Moggio wrote:
ONE. MORE. TIME. FOR. THE. WORLD.:
It is NOT possible to print $100 BILLION per month and not technically have hyperinflation.
LMFAO, according to who? Find anyone other than a internet dumb ass on a message board who agrees with that definition of hyperinflation.
Moggio, it is possible for the Fed to print 100 billion a month and not have hyperinflation. Hyperinflation requires not only money printing but a constraint on production. Capacity utilization is 77% right now. Back in 97 it was 85%. There is no constraint on supply. In Zimbabwe there was a constraint on land. In Germany, they lost their industrial region to France as part of reparations. There is no constraint on supply in the US and no possibility of hyperinflation, or even high inflation.
Also, the Fed is not currently printing 100 billion a month. The precondition for your childish definition is not even met.
Moggio wrote:
The ONLY reason why inflation is barely OFFICIALLY above 1% right now is because the Fed is ARTIFICIALLY manipulating the rate to prevent the Currency/Treasuries Bubble from bursting so we don't go into a Depression (which is a strategy that won't last very long). What part of that do you not understand, dipshits?

Nobody understands that Moggio because it makes no sense. If a treasury bubble collapsed, interest rates would go through the roof. Higher interest rates would restrict credit and the consequence would be disinflation or even deflation. That means a stronger dollar, not a currency collapse. A collapsing treasury bubble would not lead to hyperinflation or coincide with a currency collapse. Your storyline makes no economic sense. It's merely a list of a few bad economic events mashed together.
You're claiming the Fed is engaging in quantitative easing to contain hyperinflation and that once they stop buying bonds, the bond bubble will burst? The Fed is buying bonds to generate inflation, create demand in the economy, increase capacity utilization and reduced unemployment. They are not buying bonds to prevent a dollar collapse as you claim. In your backwards world, the Fed generates inflation by restricting credit.
In what sense is there a currency bubble? A bubble relative to what? Other currencies? The dollar is basically where it was in April 2007 when the Fed Funds rate was 5.25%.

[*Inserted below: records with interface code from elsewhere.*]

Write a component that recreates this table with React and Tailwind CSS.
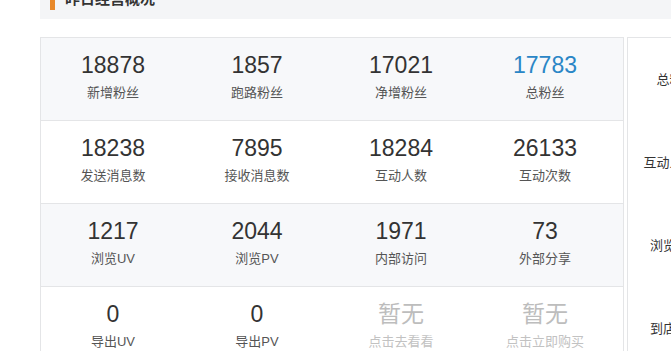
const rows = [
  [
    { value: '18878', label: '新增粉丝' },
    { value: '1857', label: '跑路粉丝' },
    { value: '17021', label: '净增粉丝' },
    { value: '17783', label: '总粉丝', blue: true },
  ],
  [
    { value: '18238', label: '发送消息数' },
    { value: '7895', label: '接收消息数' },
    { value: '18284', label: '互动人数' },
    { value: '26133', label: '互动次数' },
  ],
  [
    { value: '1217', label: '浏览UV' },
    { value: '2044', label: '浏览PV' },
    { value: '1971', label: '内部访问' },
    { value: '73', label: '外部分享' },
  ],
  [
    { value: '0', label: '导出UV' },
    { value: '0', label: '导出PV' },
    { value: '暂无', label: '点击去看看', empty: true },
    { value: '暂无', label: '点击立即购买', empty: true },
  ],
];

const sideLabels = ['总粉丝数', '互动人数占比', '浏览转化率', '到店转化率'];

const StatCell = ({ stat }) => {
  let valueColor = 'text-[#333333]';
  if (stat.blue) valueColor = 'text-[#2a86c6]';
  if (stat.empty) valueColor = 'text-[#bdbdbd]';

  return (
    <div className="flex flex-col items-center pt-[13px]">
      <span className={`text-[23px] leading-[28px] ${valueColor}`}>{stat.value}</span>
      <span
        className={`mt-[5px] text-[13px] leading-[18px] ${
          stat.empty ? 'text-[#c2c2c2]' : 'text-[#555555]'
        }`}
      >
        {stat.label}
      </span>
    </div>
  );
};

const App = () => {
  return (
    <div className="w-[671px] h-[351px] overflow-hidden bg-white font-['Liberation_Sans','Noto_Sans_CJK_SC',sans-serif]">
      <div className="ml-[40px] mt-[-21px] h-[40px] bg-[#f4f5f7] flex items-center pl-[10px]">
        <div className="w-[5px] h-[22px] bg-[#e8892b]" />
        <span className="ml-[10px] text-[15px] font-bold text-[#333333]">昨日经营概况</span>
      </div>

      <div className="mt-[18px] ml-[40px] flex">
        <div className="w-[584px] shrink-0 border-l border-t border-r border-[#e4e5e7]">
          {rows.map((row, i) => (
            <div
              key={i}
              className={`h-[83px] border-b border-[#e4e5e7] ${
                i % 2 === 0 ? 'bg-[#f7f8fa]' : 'bg-white'
              }`}
            >
              <div className="w-[576px] grid grid-cols-4">
                {row.map((stat) => (
                  <StatCell key={stat.label} stat={stat} />
                ))}
              </div>
            </div>
          ))}
        </div>

        <div className="ml-[3px] w-[110px] shrink-0 border-l border-t border-[#e4e5e7] bg-white">
          {sideLabels.map((label) => (
            <div
              key={label}
              className="h-[83px] flex items-center justify-center text-[13px] text-[#333333] whitespace-nowrap"
            >
              {label}
            </div>
          ))}
        </div>
      </div>
    </div>
  );
};

export default App;
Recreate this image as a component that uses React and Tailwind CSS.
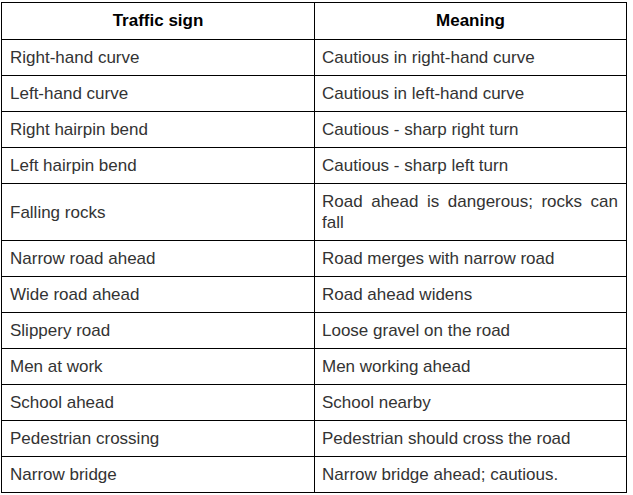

Price-adjusted Major Currencies Dollar Index -- Monthly Index
http://www.federalreserve.gov/releases/ ... exnc_m.htm
APR 2007 87.9694
APR 2013 86.3115
You claim once the Fed stops buying treasuries the treasury bubble will pop? The Fed only bought 2.7 billion in treasuries in 2012. Interest rates on the 10 year fell from 2.04% to 1.95%. The Fed is not propping up a treasury bubble. People are buying treasuries because treasuries are a safe investment and they are risk averse. As investors become less risk averse, treasury yields will rise (prices will fall) but a bubble will not burst. There is not a speculative treasury bubble where investors are borrowing and buying/selling bonds to chase a quick profit.
U.S. Treasury securities held by the Federal Reserve: All Maturities
http://research.stlouisfed.org/fred2/graph/?g=j5M
2012-01-04 1663438
2013-01-02 1666118
10 year treasury
2012-01-01 2.04%
2013-01-01 1.95%
There is no currency bubble. There is no treasury bubble.